Friday, January 3, 2020

Mischief managed

On Thanksgiving Day, as the smells of turkey and sweet potatoes wafted through our apartment, I snuggled up with my 7-year-old to read with him.

Unfortunately, I hadn’t calibrated our position in the book with our holiday meal. As the sky darkened and my husband and his mother brought our Thanksgiving meal to the table, Eli and I reached the end of “Harry Potter and the Half-Blood Prince,” which — no spoilers! — chillingly details one of the most upsetting climaxes in modern American literature, young adult or otherwise. 

When Eli came to the table, he was dripping tears into his turkey. Every few moments, he let out a fresh wail. When I said, consolingly, that the long weekend would give us time to watch the accompanying film, he shook his head.

“Then I’ll have to live through it twice,” he sniffled.

Did I feel guilty that I had ruined Thanksgiving? Yes. Was it nevertheless one of the highlights of my parenting life to date? Also yes.

He had become so absorbed in the story, so devoted to a fictional character that he felt compelled to grieve for him, and I couldn’t have been prouder.


I’ve been a Harry Potter fan since I was 17 and my friends and I persuaded our participatory democracy teacher Mr. Moskowitz to let us read an excerpt to the class from “Harry Potter and the Sorcerer’s Stone” for...reasons I can’t recall. It’s no exaggeration to say I’ve been waiting Eli’s whole life to read the books with him.

But for a long time, he was resistant and I was hesitant — first, because he was too young, and then, because I was nervous that he wouldn’t love them the way I did and I would be disappointed. 
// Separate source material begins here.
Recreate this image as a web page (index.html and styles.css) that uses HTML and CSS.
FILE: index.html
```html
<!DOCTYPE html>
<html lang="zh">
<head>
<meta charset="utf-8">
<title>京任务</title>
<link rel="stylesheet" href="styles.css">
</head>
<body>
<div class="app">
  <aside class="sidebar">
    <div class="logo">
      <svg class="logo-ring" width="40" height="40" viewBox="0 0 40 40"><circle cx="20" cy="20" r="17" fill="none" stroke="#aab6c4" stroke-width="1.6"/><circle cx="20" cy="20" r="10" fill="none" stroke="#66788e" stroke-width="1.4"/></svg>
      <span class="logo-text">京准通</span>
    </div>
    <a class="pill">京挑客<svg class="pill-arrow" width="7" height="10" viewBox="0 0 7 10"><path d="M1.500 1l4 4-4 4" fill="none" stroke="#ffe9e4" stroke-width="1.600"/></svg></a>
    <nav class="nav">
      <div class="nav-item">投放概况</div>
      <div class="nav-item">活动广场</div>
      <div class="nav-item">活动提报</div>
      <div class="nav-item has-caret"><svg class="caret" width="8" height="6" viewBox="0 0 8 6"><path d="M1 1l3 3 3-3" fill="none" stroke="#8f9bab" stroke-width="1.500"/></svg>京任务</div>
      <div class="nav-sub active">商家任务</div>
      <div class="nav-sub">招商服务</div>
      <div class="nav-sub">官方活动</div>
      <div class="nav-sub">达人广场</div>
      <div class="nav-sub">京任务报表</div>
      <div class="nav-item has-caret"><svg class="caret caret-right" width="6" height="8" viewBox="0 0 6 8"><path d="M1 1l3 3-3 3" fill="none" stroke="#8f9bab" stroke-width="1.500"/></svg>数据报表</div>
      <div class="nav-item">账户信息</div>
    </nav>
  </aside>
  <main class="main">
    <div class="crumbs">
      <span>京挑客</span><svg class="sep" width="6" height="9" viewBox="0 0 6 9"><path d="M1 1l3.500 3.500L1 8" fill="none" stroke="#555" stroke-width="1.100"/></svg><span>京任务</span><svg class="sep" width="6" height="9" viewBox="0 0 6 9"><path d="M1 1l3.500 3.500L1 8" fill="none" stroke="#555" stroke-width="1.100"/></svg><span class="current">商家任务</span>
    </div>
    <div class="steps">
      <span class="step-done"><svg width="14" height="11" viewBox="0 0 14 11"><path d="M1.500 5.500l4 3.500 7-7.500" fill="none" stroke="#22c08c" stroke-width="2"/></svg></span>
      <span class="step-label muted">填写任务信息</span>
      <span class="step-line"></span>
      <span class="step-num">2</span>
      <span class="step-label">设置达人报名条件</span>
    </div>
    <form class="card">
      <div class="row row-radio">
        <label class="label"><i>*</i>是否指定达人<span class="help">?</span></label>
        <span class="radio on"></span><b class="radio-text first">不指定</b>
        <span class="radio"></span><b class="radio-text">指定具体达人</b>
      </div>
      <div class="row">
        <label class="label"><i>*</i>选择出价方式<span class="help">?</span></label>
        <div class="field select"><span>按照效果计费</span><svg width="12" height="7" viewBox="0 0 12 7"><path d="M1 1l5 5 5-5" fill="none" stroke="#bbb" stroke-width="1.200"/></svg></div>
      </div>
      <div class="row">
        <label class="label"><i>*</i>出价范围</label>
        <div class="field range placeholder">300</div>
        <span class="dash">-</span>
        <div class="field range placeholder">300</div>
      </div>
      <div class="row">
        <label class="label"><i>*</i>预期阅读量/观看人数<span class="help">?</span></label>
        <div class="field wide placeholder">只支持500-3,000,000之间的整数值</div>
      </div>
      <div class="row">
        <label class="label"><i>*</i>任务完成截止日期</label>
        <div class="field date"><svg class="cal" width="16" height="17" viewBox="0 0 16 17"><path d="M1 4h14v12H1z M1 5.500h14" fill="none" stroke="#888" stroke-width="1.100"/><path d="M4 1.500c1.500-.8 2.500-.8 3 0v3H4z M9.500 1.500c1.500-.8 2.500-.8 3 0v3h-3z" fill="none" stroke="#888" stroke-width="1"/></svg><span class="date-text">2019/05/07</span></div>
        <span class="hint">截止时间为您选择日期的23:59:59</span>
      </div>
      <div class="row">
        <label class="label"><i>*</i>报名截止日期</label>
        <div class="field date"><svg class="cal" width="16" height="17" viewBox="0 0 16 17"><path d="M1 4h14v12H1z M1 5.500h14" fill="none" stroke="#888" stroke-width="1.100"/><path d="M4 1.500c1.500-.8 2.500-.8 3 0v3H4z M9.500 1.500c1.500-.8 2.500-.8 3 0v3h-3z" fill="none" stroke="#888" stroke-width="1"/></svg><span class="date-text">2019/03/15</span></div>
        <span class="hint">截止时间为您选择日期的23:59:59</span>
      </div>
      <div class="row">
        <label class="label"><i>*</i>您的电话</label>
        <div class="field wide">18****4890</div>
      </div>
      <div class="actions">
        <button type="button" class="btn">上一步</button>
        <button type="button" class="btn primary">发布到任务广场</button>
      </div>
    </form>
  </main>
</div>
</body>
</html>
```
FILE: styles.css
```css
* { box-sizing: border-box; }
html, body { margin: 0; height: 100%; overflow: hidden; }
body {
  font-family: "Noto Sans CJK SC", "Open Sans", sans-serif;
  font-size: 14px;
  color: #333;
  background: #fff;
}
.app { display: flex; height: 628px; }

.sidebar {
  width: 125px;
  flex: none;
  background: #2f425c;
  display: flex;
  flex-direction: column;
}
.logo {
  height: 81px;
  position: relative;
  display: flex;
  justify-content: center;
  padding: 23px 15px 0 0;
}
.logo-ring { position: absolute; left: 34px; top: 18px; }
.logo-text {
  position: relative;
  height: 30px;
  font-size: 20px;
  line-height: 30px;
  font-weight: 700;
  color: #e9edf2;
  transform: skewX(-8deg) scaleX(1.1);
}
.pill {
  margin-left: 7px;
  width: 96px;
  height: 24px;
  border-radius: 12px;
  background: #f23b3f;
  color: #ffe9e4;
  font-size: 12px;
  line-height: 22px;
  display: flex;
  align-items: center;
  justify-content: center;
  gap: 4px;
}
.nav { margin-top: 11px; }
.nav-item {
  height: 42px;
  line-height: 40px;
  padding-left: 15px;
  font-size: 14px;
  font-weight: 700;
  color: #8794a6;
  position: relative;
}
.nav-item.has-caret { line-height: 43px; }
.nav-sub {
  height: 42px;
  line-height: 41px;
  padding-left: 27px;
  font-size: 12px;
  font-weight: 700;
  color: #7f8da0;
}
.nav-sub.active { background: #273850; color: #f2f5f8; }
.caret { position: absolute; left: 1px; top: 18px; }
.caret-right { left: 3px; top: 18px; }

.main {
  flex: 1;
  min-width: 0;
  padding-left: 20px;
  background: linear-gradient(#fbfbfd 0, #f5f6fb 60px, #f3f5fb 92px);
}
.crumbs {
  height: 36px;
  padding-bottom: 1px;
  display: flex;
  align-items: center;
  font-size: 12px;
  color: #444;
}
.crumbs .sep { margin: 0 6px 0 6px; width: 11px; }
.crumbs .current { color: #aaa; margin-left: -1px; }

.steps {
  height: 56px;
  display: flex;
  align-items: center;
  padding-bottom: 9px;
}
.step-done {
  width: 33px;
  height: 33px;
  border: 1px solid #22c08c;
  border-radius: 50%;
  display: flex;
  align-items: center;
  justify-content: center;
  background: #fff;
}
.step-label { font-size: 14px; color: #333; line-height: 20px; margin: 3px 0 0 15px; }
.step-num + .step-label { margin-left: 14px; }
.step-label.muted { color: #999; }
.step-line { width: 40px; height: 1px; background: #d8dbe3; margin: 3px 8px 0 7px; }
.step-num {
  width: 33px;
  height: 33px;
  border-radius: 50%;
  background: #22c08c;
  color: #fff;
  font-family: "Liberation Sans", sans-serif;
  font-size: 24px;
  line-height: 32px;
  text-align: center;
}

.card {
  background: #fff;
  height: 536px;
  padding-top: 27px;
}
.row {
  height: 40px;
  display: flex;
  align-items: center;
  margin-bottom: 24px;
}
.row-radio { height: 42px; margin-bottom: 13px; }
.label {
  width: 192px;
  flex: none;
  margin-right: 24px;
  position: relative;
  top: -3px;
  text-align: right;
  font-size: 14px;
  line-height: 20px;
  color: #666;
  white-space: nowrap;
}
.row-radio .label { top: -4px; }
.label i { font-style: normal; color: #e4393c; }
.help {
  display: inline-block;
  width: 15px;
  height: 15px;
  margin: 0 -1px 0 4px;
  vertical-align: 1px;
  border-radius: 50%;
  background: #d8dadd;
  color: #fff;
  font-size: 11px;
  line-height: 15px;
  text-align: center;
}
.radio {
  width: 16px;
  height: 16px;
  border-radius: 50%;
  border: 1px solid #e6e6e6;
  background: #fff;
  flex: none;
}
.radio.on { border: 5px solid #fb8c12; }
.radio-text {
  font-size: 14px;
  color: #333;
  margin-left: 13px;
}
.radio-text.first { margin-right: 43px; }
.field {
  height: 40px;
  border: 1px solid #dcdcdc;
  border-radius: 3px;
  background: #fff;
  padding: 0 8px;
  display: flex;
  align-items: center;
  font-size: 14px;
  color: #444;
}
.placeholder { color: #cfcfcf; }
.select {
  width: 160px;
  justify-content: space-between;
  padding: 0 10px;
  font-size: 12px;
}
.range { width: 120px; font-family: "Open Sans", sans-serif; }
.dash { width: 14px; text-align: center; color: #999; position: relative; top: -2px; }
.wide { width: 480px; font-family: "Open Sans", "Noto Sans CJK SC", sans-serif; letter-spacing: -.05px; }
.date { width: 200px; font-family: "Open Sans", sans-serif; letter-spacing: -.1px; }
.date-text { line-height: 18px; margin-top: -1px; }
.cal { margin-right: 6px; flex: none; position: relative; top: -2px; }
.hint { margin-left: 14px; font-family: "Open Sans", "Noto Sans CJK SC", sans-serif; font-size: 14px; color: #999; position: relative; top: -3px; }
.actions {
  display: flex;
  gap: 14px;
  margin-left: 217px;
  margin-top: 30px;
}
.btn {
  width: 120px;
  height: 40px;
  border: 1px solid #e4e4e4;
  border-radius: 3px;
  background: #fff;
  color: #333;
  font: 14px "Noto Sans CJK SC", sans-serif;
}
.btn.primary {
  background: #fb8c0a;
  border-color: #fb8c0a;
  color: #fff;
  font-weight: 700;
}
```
Because I love the Harry Potter books — I mean, I really, really love them. I’ve read the entire series, at minimum, a dozen times. (That’s a conservative estimate.) Every time, there’s something new and magical in the experience.
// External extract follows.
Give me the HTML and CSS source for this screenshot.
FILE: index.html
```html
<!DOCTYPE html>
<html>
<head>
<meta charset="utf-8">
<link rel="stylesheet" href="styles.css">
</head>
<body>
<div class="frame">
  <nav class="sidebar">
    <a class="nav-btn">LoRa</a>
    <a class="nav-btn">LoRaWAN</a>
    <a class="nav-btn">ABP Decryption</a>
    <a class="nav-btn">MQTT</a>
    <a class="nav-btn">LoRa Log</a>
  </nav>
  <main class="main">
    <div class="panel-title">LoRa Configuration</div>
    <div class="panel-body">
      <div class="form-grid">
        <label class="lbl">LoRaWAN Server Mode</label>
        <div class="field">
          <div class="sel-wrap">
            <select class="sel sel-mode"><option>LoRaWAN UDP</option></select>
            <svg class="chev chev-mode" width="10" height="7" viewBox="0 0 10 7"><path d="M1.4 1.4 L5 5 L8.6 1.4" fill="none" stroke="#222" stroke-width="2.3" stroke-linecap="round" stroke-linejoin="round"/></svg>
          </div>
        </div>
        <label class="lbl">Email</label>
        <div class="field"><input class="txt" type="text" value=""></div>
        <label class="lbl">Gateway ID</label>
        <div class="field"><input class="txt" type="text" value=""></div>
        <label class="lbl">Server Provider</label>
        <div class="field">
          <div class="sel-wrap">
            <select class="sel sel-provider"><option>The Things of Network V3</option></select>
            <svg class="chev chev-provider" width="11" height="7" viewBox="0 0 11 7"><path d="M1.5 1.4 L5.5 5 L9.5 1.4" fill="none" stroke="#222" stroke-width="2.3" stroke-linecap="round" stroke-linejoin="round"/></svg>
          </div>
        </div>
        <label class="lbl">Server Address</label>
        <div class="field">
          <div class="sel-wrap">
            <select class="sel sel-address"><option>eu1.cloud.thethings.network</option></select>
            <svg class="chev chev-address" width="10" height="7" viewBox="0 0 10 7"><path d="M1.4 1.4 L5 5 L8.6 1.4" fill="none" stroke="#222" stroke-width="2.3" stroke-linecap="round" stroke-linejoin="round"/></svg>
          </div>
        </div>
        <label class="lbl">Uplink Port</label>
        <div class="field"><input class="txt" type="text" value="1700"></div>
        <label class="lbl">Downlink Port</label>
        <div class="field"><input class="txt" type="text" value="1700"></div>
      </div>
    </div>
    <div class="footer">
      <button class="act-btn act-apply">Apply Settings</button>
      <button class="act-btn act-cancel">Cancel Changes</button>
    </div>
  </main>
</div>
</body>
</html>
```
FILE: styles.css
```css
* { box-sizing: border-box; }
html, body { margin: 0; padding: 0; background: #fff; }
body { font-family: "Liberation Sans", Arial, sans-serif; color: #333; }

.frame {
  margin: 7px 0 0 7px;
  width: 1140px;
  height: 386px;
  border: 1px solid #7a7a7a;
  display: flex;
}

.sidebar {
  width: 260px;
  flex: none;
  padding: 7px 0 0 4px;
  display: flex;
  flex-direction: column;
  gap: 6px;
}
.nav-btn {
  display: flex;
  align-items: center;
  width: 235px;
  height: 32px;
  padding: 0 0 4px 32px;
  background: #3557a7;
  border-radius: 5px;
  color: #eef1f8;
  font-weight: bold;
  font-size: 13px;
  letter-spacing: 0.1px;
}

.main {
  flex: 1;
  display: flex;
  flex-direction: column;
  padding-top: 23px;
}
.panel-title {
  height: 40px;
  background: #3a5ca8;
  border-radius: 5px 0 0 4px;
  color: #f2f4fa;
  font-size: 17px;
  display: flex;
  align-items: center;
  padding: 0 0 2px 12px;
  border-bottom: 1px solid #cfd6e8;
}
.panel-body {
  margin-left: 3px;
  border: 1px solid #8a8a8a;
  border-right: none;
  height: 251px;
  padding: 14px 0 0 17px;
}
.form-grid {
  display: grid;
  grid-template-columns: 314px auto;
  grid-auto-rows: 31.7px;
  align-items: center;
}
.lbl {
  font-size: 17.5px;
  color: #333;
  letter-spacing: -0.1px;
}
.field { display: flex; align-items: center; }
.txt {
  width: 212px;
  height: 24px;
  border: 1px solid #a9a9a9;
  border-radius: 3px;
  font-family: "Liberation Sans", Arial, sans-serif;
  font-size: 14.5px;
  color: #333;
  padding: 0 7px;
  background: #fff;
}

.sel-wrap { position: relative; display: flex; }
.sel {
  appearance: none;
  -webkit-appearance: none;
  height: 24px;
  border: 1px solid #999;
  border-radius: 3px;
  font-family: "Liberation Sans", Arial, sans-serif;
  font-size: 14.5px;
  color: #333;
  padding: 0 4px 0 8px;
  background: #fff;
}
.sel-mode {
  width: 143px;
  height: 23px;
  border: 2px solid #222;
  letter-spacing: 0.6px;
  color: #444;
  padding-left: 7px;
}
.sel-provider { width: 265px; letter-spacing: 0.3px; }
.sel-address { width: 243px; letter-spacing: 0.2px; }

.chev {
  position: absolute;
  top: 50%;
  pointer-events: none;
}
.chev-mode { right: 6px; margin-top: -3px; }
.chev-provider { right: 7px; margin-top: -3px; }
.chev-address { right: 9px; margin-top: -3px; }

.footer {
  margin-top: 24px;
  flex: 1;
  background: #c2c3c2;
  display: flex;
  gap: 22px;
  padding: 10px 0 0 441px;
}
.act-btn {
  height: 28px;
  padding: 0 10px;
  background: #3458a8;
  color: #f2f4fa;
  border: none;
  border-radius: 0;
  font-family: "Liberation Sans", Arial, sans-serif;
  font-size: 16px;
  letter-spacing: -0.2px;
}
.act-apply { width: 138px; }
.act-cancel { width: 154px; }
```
Before Eli and I read the series together, I had never read the books aloud before. I worked on perfecting my character voices (Snape was the easiest; just do a full-on imitation of Alan Rickman and draw...out...every...syllable) and pronouncing tongue-twisting spells. Every time Gryffindor won a Quidditch match, Eli would pump his fist. When a Death Eater smashed Neville’s nose during the battle in the Department of Mysteries at the end of the fifth book, Eli was so upset he shouted his first legitimate swear word. When he took the Sorting Quiz on Pottermore and was Sorted into Hufflepuff, he embraced his Hufflepuff pride with aplomb. On Halloween, if we passed anyone wearing a Hogwarts costume, he’d shout out, “Hey Gryffindor! I’m a Hufflepuff!”
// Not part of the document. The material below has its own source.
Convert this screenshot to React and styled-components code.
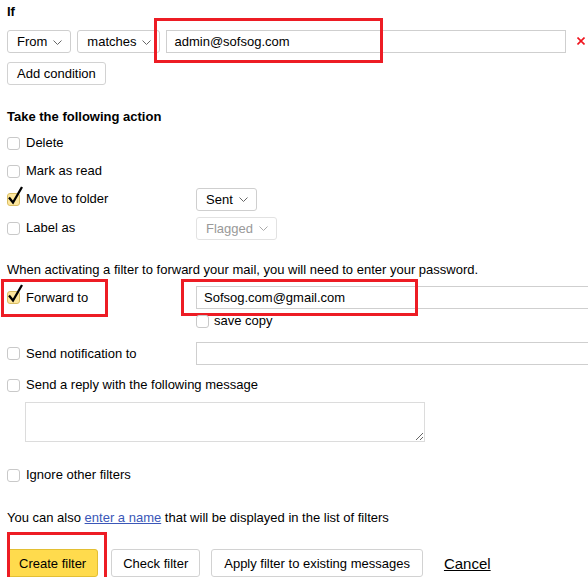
import React from 'react'
import styled, { createGlobalStyle } from 'styled-components'

const GlobalStyle = createGlobalStyle`
    html, body {
        margin: 0;
        padding: 0;
        background: #fff;
        overflow: hidden;
    }
    body {
        font-family: "Liberation Sans", Arial, sans-serif;
        font-size: 13px;
        color: #000;
    }
`

const Chevron = ({ color = '#666' }) => (
    <svg width='9' height='5' viewBox='0 0 9 5'>
        <path d='M0.5 0.5 L4.5 4.5 L8.5 0.5' fill='none' stroke={color} strokeWidth='1' />
    </svg>
)

const Select = ({ label, disabled }) => (
    <SelectBox $disabled={disabled}>
        <span>{label}</span>
        <Chevron color={disabled ? '#aaa' : '#666'} />
    </SelectBox>
)

const Check = ({ checked, children }) => (
    <CheckLabel>
        <Box $checked={checked}>
            {checked &&
                <svg className='tick' width='17' height='19' viewBox='0 0 17 19'>
                    <path d='M2 11.5 L6 16.5 L15 1' fill='none' stroke='#000' strokeWidth='2.3' strokeLinejoin='miter' />
                </svg>
            }
        </Box>
        <span>{children}</span>
    </CheckLabel>
)

export default function App() {
    return (
        <>
            <GlobalStyle />
            <Page>
                <Heading>If</Heading>
                <ConditionRow>
                    <Select label='From' />
                    <Select label='matches' />
                    <Marked>
                        <TextInput $width={400}>admin@sofsog.com</TextInput>
                        <Highlight $left={-12} $top={-12} $width={229} $height={45} />
                    </Marked>
                    <Remove>
                        <svg width='8' height='8' viewBox='0 0 8 8'>
                            <path d='M0.5 0.5 L7.5 7.5 M7.5 0.5 L0.5 7.5' stroke='#f0141e' strokeWidth='1.6' />
                        </svg>
                    </Remove>
                </ConditionRow>
                <Button $mt={9} $h={23} $px={9}>Add condition</Button>

                <Heading $mt={24}>Take the following action</Heading>
                <ActionList>
                    <ActionRow>
                        <Check>Delete</Check>
                    </ActionRow>
                    <ActionRow>
                        <Check>Mark as read</Check>
                    </ActionRow>
                    <ActionRow>
                        <Check checked>Move to folder</Check>
                        <Select label='Sent' />
                    </ActionRow>
                    <ActionRow $mt={1}>
                        <Check>Label as</Check>
                        <Select label='Flagged' disabled />
                    </ActionRow>
                </ActionList>

                <Note $mt={20}>When activating a filter to forward your mail, you will need to enter your password.</Note>

                <FieldRow $mt={8}>
                    <Marked>
                        <Check checked>Forward to</Check>
                        <Highlight $left={-6} $top={-11} $width={107} $height={38} />
                    </Marked>
                    <Marked>
                        <TextInput $width={420}>Sofsog.com@gmail.com</TextInput>
                        <Highlight $left={-15} $top={-7} $width={237} $height={37} />
                    </Marked>
                </FieldRow>
                <SubRow>
                    <Check>save copy</Check>
                </SubRow>

                <FieldRow $mt={14}>
                    <Check>Send notification to</Check>
                    <TextInput $width={420} />
                </FieldRow>

                <PlainRow $mt={12}>
                    <Check>Send a reply with the following message</Check>
                </PlainRow>
                <Message />

                <PlainRow $mt={25}>
                    <Check>Ignore other filters</Check>
                </PlainRow>

                <Note $mt={27}>
                    You can also <a href='#name'>enter a name</a> that will be displayed in the list of filters
                </Note>

                <Buttons>
                    <Marked>
                        <Button $primary $h={28} $px={11}>Create filter</Button>
                        <Highlight $left={0} $top={-17} $width={100} $height={54} />
                    </Marked>
                    <Button $h={28} $px={11}>Check filter</Button>
                    <Button $h={28} $px={12}>Apply filter to existing messages</Button>
                    <CancelLink href='#cancel'>Cancel</CancelLink>
                </Buttons>
            </Page>
        </>
    )
}

const Page = styled.div`
    display: flex;
    flex-direction: column;
    align-items: flex-start;
    padding: 4px 0 0 7px;
    width: 600px;
`

const Heading = styled.div`
    font-weight: bold;
    line-height: 16px;
    margin-top: ${p => p.$mt || 0}px;
`

const ConditionRow = styled.div`
    display: flex;
    align-items: center;
    gap: 6px;
    margin-top: 10px;
`

const SelectBox = styled.div`
    box-sizing: border-box;
    height: 23px;
    display: flex;
    align-items: center;
    gap: 6px;
    padding: 0 8px 0 9px;
    border: 1px solid ${p => p.$disabled ? '#e2e2e2' : '#cfcfcf'};
    border-radius: 3px;
    color: ${p => p.$disabled ? '#999' : '#000'};
    background: #fff;

    & svg {
        margin-top: 1px;
    }
`

const TextInput = styled.div`
    box-sizing: border-box;
    width: ${p => p.$width}px;
    height: 23px;
    padding: 0 7px;
    display: flex;
    align-items: center;
    border: 1px solid #cfcfcf;
    background: #fff;
    white-space: nowrap;
`

const Marked = styled.div`
    position: relative;
    display: flex;
`

const Highlight = styled.div`
    position: absolute;
    left: ${p => p.$left}px;
    top: ${p => p.$top}px;
    width: ${p => p.$width}px;
    height: ${p => p.$height}px;
    box-sizing: border-box;
    border: 3px solid #ed1c24;
    pointer-events: none;
`

const Remove = styled.div`
    display: flex;
    margin-left: 5px;
    margin-top: -2px;
`

const Button = styled.button`
    box-sizing: border-box;
    height: ${p => p.$h}px;
    margin-top: ${p => p.$mt || 0}px;
    padding: 0 ${p => p.$px}px;
    font: inherit;
    color: #000;
    background: ${p => p.$primary ? '#ffdb4d' : '#fff'};
    border: 1px solid ${p => p.$primary ? '#e3bf33' : '#d2d2d2'};
    border-radius: 3px;
    white-space: nowrap;
`

const ActionList = styled.div`
    display: flex;
    flex-direction: column;
    margin-top: 4px;
`

const ActionRow = styled.div`
    display: grid;
    grid-template-columns: 189px auto;
    align-items: center;
    justify-items: start;
    height: 28px;
    margin-top: ${p => p.$mt || 0}px;
`

const CheckLabel = styled.label`
    display: flex;
    align-items: center;
    gap: 6px;
    line-height: 16px;
    white-space: nowrap;
`

const Box = styled.span`
    position: relative;
    box-sizing: border-box;
    width: 13px;
    height: 13px;
    flex: none;
    border: 1px solid ${p => p.$checked ? '#d9bd63' : '#c9c9c9'};
    border-radius: 3px;
    background: ${p => p.$checked ? '#fde69c' : '#fff'};

    & .tick {
        position: absolute;
        left: -1px;
        top: -8px;
    }
`

const Note = styled.div`
    line-height: 16px;
    margin-top: ${p => p.$mt || 0}px;
    white-space: nowrap;

    & a {
        color: #3b57b8;
    }
`

const FieldRow = styled.div`
    display: grid;
    grid-template-columns: 189px auto;
    align-items: center;
    justify-items: start;
    height: 23px;
    margin-top: ${p => p.$mt || 0}px;
`

const SubRow = styled.div`
    margin: 5px 0 0 189px;
    height: 14px;
    display: flex;
    align-items: center;

    & label {
        gap: 5px;
    }
`

const PlainRow = styled.div`
    display: flex;
    align-items: center;
    height: 16px;
    margin-top: ${p => p.$mt || 0}px;
`

const Message = styled.textarea`
    box-sizing: border-box;
    width: 400px;
    height: 40px;
    margin: 9px 0 0 18px;
    border: 1px solid #dcdcdc;
    font: inherit;
    resize: both;
`

const Buttons = styled.div`
    display: flex;
    align-items: center;
    gap: 11px;
    margin-top: 23px;

    & > :first-child {
        margin-right: 2px;
    }
`

const CancelLink = styled.a`
    margin-left: 10px;
    font-size: 15px;
    color: #000;
    text-decoration: underline;
`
When we started the series, we were following a standard one-chapter-per-day schedule. But Eli soon demanded what felt like round-the-clock readings of Harry Potter; in the morning, he would follow me to the kitchen and insist that I keep reading as I made my coffee, and during the ending of a particularly memorable chapter I had to read to him as we walked to school.

When I was a kid, reading was my thing, my identity. I prided myself on checking out the maximum number of books allowed from the library (at the time it was 25) and packing an extra vacation bag especially for books. (Pre-Kindle!) I bragged that my father was a librarian and would cancel all my late fees. (Thanks, Dad.) No one had a smartphone (no one even had a dumbphone, for that matter). No one was a YouTube star. Reading was what I had.

In early December, just as we were embarking on our final reckoning with “Harry Potter and the Deathly Hallows,” we got an invitation to attend the “Star Student” awards at Eli’s school. In kindergarten and in first grade, Eli’s award was for “effort,” which I always assumed was code for “tries hard at being a pain.” But this year, he was recognized as an...Avid Reader!

Eli is such a firecracker of a kid. Much of the time, I’m wondering how he and I can possibly be related, let alone how on earth I could have spawned him. But that night, the evidence spoke for itself. I had successfully produced a fellow Avid Reader!

On the first Friday night of winter vacation, I told Eli we were going to stay up late and read the three most pivotal chapters in the climax of “Deathly Hallows”: The Prince’s Tale, The Forest Again and King’s Cross. We turned off the lights in the living room and he lay on his gigantic puppy pillow so he could bury his face in it when tears came. When we came to I open at the close...I didn’t so much read the words as weep them.

Just as Dumbledore tells Snape that Harry's deepest nature is more like his mother's, I've always felt that Eli's deepest nature is more like his father's. They've bonded over various shared interests: Legos, video games, fencing, terrible 99-cent pizza. This is, perhaps, the first time I've loved something so deeply and convinced Eli to love it too.

Last night, Eli said to me, "Mom, we need a new series." I was so tickled. A new series, a new adventure for us to embark on together as Avid Readers.